Torna ovviamente la barra che ci permette di effettuare elusioni, potenziare alcune abilità e - se riempita del tutto - mandare a segno una super mossa dagli effetti devastanti, la possibilità di interagire con alcuni elementi dello stage e le transizioni. I round sono sempre suddivisi in due con due barre della vita, la prima grigia e la seconda rossa. Nel momento in cui entrambi i giocatori si trovano nella barra rossa è possibile attivare lo “scontro”, una cut scene in cui si scommettono sezioni della barra dei poteri con il vincitore che può così recuperare un po di vita. Uno strumento che, se usato strategicamente, può fare la differenza nelle fasi finali dei match.
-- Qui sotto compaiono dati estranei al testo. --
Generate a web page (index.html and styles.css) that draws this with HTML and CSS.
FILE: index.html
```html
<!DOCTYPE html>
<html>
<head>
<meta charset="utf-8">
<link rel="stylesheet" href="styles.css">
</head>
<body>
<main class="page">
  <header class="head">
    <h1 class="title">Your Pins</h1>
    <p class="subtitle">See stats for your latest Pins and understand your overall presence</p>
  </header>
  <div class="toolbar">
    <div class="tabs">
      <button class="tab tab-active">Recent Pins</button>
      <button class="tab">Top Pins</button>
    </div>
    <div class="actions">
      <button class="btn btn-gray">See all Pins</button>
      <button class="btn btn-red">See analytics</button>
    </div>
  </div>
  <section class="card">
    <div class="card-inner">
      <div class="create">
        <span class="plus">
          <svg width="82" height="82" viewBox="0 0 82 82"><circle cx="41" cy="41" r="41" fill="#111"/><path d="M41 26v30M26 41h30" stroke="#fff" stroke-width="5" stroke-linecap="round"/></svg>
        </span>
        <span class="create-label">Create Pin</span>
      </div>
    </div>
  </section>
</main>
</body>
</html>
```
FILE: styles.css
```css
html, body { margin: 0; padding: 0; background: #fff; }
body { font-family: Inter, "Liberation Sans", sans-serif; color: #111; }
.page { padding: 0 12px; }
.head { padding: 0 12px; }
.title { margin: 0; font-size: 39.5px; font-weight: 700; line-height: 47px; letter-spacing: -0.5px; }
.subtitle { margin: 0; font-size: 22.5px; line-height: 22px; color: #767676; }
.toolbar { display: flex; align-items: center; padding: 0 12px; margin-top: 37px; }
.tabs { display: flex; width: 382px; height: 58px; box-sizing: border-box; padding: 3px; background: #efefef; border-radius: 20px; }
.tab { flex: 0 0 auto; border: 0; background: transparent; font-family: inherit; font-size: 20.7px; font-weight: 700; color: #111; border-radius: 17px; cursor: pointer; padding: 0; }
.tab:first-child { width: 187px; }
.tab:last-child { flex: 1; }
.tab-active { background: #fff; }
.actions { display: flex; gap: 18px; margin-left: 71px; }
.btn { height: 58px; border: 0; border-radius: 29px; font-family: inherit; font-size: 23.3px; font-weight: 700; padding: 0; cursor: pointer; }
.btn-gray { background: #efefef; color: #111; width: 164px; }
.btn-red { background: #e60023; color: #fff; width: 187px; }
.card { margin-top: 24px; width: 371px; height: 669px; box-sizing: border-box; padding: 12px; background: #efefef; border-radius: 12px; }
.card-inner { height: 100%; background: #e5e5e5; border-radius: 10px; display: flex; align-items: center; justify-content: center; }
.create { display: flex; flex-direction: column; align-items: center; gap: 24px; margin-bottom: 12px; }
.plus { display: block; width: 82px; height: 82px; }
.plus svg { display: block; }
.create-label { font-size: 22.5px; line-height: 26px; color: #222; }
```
Chiudiamo con qualche accenno ad un lato tecnico che, generalmente, si assesta su ottimi livelli. Il design dei personaggi e delle arene è piuttosto ricco di dettagli, così come il supporto all’HDR su rende tutto più gradevole alla vista. Qualche problema lo abbiamo invece riscontrato nei comprimari che vanno a riempire le schermo durante le cut scene (sciatti e poco definitivi) e in un doppiaggio generalmente molto buono, ma con delle cadute piuttosto banali non tanto nella qualità del doppaggio, quanto nella scelte delle voci.